Monday, May 25, 2015

This Navy letter is one of several in which I mention singing in a choir; see
 the passage in bold.

September 2, 1945
This letter is in German: the following is the published translation:
Hello ladies and gentlemen,
    Only a routine letter since there is not much to report. Yesterday afternoon I washed as never before – all this moving! And today I am more or less free. Since tomorrow is Labor Day, there will also not much be going on.
   Even though the choir is not in the least bit good, we will nevertheless sing on the radio on Sunday morning, December 16. If you listen you will surely hear me stand out, because I sing loud enough to hold those deaf baritones together.

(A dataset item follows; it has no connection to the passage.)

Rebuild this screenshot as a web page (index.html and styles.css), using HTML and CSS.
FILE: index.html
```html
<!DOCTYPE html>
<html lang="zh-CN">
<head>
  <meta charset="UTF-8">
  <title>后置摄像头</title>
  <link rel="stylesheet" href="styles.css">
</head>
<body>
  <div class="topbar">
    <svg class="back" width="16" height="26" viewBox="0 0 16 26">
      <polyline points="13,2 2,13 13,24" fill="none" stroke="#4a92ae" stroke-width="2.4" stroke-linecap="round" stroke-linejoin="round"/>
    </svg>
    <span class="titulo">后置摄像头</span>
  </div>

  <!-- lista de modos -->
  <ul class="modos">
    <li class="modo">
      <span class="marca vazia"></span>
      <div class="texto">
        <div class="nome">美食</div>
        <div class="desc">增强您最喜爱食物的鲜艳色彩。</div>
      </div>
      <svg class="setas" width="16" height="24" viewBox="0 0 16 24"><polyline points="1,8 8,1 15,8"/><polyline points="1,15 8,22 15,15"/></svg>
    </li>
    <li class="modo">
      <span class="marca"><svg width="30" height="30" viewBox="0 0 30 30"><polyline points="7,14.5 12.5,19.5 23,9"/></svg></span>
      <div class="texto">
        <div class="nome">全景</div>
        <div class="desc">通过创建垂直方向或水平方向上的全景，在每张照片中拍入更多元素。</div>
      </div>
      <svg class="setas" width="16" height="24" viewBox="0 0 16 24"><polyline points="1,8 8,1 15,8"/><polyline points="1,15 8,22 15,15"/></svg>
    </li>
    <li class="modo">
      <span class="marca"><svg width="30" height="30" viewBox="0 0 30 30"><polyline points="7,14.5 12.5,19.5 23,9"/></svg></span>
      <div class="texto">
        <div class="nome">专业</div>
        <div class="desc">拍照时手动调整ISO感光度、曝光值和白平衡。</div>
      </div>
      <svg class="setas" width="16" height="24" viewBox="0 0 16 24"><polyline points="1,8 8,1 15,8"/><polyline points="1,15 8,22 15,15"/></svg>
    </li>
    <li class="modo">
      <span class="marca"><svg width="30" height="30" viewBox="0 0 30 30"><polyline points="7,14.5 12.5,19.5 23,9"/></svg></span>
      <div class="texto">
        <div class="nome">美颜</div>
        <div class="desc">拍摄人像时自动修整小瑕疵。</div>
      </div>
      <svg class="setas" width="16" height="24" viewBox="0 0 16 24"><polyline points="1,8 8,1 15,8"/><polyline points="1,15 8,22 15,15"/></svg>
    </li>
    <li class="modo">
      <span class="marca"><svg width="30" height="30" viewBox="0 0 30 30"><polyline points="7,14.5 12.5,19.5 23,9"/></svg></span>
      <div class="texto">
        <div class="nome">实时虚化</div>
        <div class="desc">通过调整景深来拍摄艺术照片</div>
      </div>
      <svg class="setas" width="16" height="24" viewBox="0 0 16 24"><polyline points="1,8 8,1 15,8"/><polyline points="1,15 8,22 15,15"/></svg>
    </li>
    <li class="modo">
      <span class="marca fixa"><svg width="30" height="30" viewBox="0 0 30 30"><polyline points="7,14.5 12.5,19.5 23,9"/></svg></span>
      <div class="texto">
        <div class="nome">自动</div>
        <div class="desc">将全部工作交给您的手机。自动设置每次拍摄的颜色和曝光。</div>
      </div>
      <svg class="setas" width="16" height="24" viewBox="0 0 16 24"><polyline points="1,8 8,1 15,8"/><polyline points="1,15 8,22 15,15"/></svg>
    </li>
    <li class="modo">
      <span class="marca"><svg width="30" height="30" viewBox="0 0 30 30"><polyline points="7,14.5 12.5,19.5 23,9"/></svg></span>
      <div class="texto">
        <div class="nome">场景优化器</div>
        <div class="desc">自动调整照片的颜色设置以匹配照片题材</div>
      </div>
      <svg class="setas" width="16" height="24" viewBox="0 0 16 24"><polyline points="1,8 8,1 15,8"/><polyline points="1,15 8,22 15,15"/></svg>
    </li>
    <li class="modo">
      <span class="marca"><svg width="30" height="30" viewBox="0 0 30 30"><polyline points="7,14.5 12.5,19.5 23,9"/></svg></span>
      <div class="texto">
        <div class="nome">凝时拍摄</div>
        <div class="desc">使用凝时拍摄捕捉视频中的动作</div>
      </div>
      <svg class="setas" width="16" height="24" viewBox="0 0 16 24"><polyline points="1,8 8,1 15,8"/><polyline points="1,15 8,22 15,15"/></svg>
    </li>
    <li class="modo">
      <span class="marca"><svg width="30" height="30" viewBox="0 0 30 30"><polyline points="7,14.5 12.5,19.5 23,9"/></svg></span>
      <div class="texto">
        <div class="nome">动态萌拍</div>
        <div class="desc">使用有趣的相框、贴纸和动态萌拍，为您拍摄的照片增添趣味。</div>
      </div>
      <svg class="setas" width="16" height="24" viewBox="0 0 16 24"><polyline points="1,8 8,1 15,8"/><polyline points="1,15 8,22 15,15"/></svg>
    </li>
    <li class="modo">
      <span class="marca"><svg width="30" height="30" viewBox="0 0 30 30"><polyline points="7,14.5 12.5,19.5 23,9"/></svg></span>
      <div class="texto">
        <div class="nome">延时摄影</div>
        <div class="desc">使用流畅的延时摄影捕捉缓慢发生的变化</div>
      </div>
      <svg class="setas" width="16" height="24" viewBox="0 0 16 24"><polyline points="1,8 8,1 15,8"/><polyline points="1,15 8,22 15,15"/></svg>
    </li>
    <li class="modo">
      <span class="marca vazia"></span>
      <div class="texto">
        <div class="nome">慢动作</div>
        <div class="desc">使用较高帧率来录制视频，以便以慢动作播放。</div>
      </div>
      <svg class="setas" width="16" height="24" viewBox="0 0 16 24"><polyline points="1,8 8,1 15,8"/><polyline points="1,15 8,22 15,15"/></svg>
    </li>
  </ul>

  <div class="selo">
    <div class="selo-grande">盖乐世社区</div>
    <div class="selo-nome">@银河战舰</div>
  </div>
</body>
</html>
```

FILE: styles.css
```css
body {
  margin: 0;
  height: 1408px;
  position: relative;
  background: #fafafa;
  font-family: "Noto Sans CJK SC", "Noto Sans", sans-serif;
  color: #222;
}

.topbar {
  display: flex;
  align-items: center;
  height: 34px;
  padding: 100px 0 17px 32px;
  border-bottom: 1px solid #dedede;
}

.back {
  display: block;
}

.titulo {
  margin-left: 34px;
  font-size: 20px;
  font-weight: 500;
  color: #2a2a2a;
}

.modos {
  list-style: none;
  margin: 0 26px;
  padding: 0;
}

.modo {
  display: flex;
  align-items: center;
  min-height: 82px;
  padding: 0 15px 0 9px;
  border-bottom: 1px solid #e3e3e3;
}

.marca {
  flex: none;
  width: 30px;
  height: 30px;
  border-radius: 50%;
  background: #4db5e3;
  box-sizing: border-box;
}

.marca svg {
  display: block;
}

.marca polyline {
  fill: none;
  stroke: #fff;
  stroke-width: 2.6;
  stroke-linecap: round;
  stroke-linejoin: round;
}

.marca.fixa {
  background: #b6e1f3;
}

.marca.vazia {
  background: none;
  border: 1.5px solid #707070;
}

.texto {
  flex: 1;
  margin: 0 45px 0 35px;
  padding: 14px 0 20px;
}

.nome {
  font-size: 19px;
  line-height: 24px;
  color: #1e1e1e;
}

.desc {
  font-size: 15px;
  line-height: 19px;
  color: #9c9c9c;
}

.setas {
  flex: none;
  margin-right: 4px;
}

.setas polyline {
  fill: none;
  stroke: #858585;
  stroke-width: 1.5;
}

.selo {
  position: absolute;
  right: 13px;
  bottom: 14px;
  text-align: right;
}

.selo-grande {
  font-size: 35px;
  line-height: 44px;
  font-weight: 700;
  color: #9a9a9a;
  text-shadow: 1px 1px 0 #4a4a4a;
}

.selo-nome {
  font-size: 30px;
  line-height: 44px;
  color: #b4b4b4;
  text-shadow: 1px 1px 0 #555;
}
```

   Father’s letter came yesterday. The only question in it is to be answered in the negative, namely that no boot leaves the camp, holiday or not. But we will be excused from duties and can probably attend Reform services.
   Well. We’ll see.
   Junior will now have ended his vacation, since school will soon start in again.

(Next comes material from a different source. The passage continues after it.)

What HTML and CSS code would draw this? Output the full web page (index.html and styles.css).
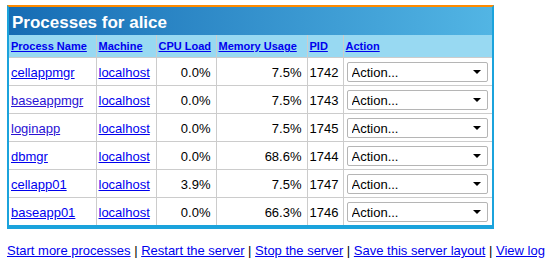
FILE: index.html
```html
<!DOCTYPE html>
<html lang="en">
<head>
    <meta charset="UTF-8">
    <title>Processes for alice</title>
    <link rel="stylesheet" href="styles.css">
</head>
<body>

<div class="panel">
    <h2 class="panel-title">Processes for alice</h2>
    <table class="proc-table">
        <colgroup>
            <col class="col-name">
            <col class="col-machine">
            <col class="col-cpu">
            <col class="col-mem">
            <col class="col-pid">
            <col class="col-action">
        </colgroup>
        <thead>
            <tr>
                <th><a href="#">Process Name</a></th>
                <th><a href="#">Machine</a></th>
                <th><a href="#">CPU Load</a></th>
                <th><a href="#">Memory Usage</a></th>
                <th><a href="#">PID</a></th>
                <th><a href="#">Action</a></th>
            </tr>
        </thead>
        <tbody>
            <tr>
                <td><a href="#">cellappmgr</a></td>
                <td><a href="#">localhost</a></td>
                <td class="num">0.0%</td>
                <td class="num">7.5%</td>
                <td>1742</td>
                <td><span class="action-select"><select><option>Action...</option></select></span></td>
            </tr>
            <tr>
                <td><a href="#" class="visited">baseappmgr</a></td>
                <td><a href="#">localhost</a></td>
                <td class="num">0.0%</td>
                <td class="num">7.5%</td>
                <td>1743</td>
                <td><span class="action-select"><select><option>Action...</option></select></span></td>
            </tr>
            <tr>
                <td><a href="#" class="visited">loginapp</a></td>
                <td><a href="#">localhost</a></td>
                <td class="num">0.0%</td>
                <td class="num">7.5%</td>
                <td>1745</td>
                <td><span class="action-select"><select><option>Action...</option></select></span></td>
            </tr>
            <tr>
                <td><a href="#">dbmgr</a></td>
                <td><a href="#">localhost</a></td>
                <td class="num">0.0%</td>
                <td class="num">68.6%</td>
                <td>1744</td>
                <td><span class="action-select"><select><option>Action...</option></select></span></td>
            </tr>
            <tr>
                <td><a href="#">cellapp01</a></td>
                <td><a href="#">localhost</a></td>
                <td class="num">3.9%</td>
                <td class="num">7.5%</td>
                <td>1747</td>
                <td><span class="action-select"><select><option>Action...</option></select></span></td>
            </tr>
            <tr>
                <td><a href="#">baseapp01</a></td>
                <td><a href="#">localhost</a></td>
                <td class="num">0.0%</td>
                <td class="num">66.3%</td>
                <td>1746</td>
                <td><span class="action-select"><select><option>Action...</option></select></span></td>
            </tr>
        </tbody>
    </table>
</div>

<p class="footer-links">
    <a href="#">Start more processes</a> |
    <a href="#">Restart the server</a> |
    <a href="#">Stop the server</a> |
    <a href="#">Save this server layout</a> |
    <a href="#">View log</a>
</p>

</body>
</html>
```

FILE: styles.css
```css
body {
    margin: 0;
    padding: 5px 7px;
    font-family: "Liberation Sans", Arial, sans-serif;
    font-size: 13px;
    color: #000;
    background-color: #fff;
}

a {
    color: #0000ee;
}

a.visited {
    color: #2a12d4;
}

.panel {
    width: 483px;
    border-top: 2px solid #ff8a00;
    border-left: 2px solid #1ba3dc;
    border-right: 2px solid #1ba3dc;
    border-bottom: 4px solid #1ba3dc;
}

.panel-title {
    margin: 0;
    height: 25px;
    line-height: 25px;
    padding: 3px 0 0 3px;
    font-size: 17px;
    font-weight: bold;
    color: #fff;
    background: linear-gradient(to right, #166cb4, #52b5e4);
}

.proc-table {
    width: 100%;
    border-collapse: collapse;
    table-layout: fixed;
}

.col-name { width: 87px; }
.col-machine { width: 60px; }
.col-cpu { width: 60px; }
.col-mem { width: 91px; }
.col-pid { width: 36px; }
.col-action { width: 149px; }

.proc-table th {
    height: 22px;
    padding: 0 2px;
    background-color: #98d9f2;
    border-left: 1px solid #ccc;
    border-bottom: 1px solid #ccc;
    font-size: 11px;
    font-weight: bold;
    text-align: left;
    white-space: nowrap;
}

.proc-table th:first-child,
.proc-table td:first-child {
    border-left: none;
}

.proc-table td {
    height: 26px;
    padding: 1px 2px 0;
    border-left: 1px solid #ccc;
    border-top: 1px solid #ccc;
    white-space: nowrap;
}

.proc-table thead + tbody tr:first-child td {
    border-top: none;
}

.proc-table td.num {
    text-align: right;
    padding-right: 5px;
}

.action-select {
    position: relative;
    display: block;
    width: 141px;
    margin-left: 1px;
}

.action-select select {
    appearance: none;
    -webkit-appearance: none;
    display: block;
    width: 141px;
    height: 20px;
    padding: 0 0 0 4px;
    border: 1px solid #b5b5b5;
    border-radius: 2px;
    background-color: #fff;
    font-family: "Liberation Sans", Arial, sans-serif;
    font-size: 13px;
    color: #000;
}

.action-select::after {
    content: "";
    position: absolute;
    right: 7px;
    top: 8px;
    border-left: 4px solid transparent;
    border-right: 4px solid transparent;
    border-top: 4px solid #000;
    pointer-events: none;
}

.footer-links {
    margin: 14px 0 0;
    white-space: nowrap;
}
```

   Here there is nothing further to report, so I had best conclude.
                                    Solong
                                                      Rudy
   The choir in the Navy was not my first and certainly not the last. In high school, Brooklyn Tech, we had a very competent person in charge of music. His name, when I arrived at Tech in 1941, was Mr. Bardonsky, but he became Mr. Bardon by the time I graduated. The chorus he conducted sang real music, two works I still remember: the Brahms Schicksalslied and a work by Randall Thompson called Do you Remember an Inn, Miranda.

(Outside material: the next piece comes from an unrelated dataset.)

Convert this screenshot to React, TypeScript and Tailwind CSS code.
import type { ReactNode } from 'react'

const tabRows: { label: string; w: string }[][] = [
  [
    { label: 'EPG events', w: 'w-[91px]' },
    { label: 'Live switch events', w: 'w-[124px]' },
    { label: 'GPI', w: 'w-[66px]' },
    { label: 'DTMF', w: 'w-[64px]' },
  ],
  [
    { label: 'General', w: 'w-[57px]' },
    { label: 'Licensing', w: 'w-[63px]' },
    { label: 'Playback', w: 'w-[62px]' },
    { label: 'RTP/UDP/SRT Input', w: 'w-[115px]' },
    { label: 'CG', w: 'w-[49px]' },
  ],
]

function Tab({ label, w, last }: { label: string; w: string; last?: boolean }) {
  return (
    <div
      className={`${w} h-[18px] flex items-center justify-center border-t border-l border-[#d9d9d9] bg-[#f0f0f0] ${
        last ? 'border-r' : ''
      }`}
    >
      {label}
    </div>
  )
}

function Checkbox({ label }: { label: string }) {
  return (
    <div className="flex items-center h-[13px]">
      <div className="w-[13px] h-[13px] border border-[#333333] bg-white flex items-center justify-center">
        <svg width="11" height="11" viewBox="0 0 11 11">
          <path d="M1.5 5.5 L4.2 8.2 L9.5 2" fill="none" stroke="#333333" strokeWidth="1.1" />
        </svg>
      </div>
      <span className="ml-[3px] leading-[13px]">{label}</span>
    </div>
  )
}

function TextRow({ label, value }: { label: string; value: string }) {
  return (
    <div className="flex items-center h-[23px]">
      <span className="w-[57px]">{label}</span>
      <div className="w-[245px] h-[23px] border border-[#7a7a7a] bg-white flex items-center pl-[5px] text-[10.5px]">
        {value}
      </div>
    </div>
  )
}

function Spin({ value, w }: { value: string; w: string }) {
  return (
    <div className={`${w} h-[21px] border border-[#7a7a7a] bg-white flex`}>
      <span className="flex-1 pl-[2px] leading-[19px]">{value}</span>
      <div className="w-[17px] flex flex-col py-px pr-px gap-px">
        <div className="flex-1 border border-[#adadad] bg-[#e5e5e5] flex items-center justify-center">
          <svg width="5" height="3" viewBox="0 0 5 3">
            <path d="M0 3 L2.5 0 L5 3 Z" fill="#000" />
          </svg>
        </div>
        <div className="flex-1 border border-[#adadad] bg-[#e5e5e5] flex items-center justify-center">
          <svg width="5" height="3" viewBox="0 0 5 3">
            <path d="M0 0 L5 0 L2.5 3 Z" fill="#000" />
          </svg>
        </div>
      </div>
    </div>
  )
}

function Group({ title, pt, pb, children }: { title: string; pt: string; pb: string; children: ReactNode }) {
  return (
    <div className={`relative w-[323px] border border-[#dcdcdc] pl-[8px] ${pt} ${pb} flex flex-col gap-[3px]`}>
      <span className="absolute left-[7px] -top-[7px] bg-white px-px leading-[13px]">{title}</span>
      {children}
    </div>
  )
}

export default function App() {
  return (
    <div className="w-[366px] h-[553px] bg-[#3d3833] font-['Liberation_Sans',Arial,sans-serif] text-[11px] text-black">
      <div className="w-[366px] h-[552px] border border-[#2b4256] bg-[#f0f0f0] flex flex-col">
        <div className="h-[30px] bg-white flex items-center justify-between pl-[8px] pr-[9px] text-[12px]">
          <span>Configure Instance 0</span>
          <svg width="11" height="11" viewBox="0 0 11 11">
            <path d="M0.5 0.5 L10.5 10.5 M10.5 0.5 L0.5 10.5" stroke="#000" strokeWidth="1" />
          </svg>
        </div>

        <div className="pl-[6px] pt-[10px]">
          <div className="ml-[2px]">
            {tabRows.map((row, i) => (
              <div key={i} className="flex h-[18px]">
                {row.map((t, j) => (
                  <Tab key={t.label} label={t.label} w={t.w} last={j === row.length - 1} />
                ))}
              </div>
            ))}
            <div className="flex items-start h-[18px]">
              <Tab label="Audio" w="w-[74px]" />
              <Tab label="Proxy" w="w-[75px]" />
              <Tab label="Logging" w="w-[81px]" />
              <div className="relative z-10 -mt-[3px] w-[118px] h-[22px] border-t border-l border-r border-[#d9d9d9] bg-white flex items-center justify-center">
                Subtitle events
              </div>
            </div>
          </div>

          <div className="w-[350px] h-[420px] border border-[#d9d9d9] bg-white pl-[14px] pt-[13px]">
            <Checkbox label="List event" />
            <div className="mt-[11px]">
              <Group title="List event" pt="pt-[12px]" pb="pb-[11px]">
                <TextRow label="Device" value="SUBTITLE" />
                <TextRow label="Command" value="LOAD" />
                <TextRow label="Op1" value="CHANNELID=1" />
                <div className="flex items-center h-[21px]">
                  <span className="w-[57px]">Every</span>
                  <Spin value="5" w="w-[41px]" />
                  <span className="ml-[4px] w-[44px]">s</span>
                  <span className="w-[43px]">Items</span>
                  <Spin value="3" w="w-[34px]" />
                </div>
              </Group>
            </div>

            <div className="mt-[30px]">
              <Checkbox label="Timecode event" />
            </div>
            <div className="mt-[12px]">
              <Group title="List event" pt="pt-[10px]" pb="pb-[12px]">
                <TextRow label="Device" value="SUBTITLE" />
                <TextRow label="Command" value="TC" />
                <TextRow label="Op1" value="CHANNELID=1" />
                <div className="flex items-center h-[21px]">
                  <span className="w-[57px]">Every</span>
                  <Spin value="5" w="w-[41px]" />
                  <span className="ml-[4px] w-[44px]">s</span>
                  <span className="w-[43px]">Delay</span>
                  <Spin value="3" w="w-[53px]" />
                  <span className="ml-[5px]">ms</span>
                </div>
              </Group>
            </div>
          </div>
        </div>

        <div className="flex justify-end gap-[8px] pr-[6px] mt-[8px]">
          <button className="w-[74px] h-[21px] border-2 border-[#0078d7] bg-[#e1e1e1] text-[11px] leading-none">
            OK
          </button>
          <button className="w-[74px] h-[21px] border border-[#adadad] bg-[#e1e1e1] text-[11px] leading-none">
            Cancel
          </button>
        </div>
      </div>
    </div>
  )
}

   Indeed, choral singing became my musical outlet, the substitute for the professional musician I might have become but did not. With choral singing, however, I was pretty lucky. Columbia’s chorus, in my day, was conducted by Jacob Avshalomov, a first rate musician and interesting composer. I did no singing during my San Francisco and Poughkeepsie years (1959-1973), but became the only dean in the Northwestern University chorus, singing a considerable variety of works under a number of different conductors. I was amusingly distinguished by the fact that when we were asked whether we wanted to sing the Carmina Burana, mine was the only hand to go up for NO. If there is such a thing, I think the piece is fascist music, grabbing you by the shoulders and shaking you, and I was not persuaded otherwise when I shouted my way through it in rehearsals and performance. 
   My last singing years were by far the best; I’m tempted to say “the most glorious.” Early in his Pittsburgh career, Mariss Jansons scheduled Stravinsky’s Symphony of Psalms, a composition I thought to be one of the truly great choral works of the 20th century. I asked Bob Page, the conductor of the Mendelssohn Choir, to let me sing with them. While he was prepared right then to say “yes” (having been provost of Pitt had an unwarranted influence), I insisted on being auditioned like everyone else. To the aria I had prepared, he merely said: “you’re rusty, but you’ll be all right.” With the sight reading—not a forte of mine—I was just lucky. He asked me to sing a chunk of the Buxtehude Missa Brevis which I had sung at Columbia 45 years or so before. Luckily, I have a much better memory for music than for anything else.
   The result of all this was that I sang in every choral work that Mariss Jansons or a guest conducted during the Jansons years. That included the Mahler's Second Symphony, Beethoven's Ninth (both of these more than once), even Schoenberg’s Gurre Lieder and of course the Mozart Requiem. The Stravinsky was the hardest work I ever sang. I even “hired” a pianist friend to pound it into my head, with the pay a big bottle of gin. I loved Jansons’ conducting (and not just when I was singing: we subscribed to the season). He was ur-musical; his interpretations were always interesting but never eccentric; he let the score speak; he didn’t have a shtick.
   Pittsburgh took the Mozart Requiem to its Carnegie Hall concert. There I was placed on the top riser of the chorus, dead center—that is, directly opposite the conductor. When, after our one Carnegie Hall rehearsal, Mariss and I ran into each other in the lobby of our hotel, he said to me, grinning, “I heard you, I heard you!” Since individual voices are surely not supposed to stand out in a chorus (and most certainly mine did not), all I could say, “I hope not, I certainly hope not.”

   When I said to my son-in-law, an orchestral musician, that Jansons was not only a splendid musician, but a nice guy. His response was “that’s unusual in a conductor.”  Sad but plausible. Why?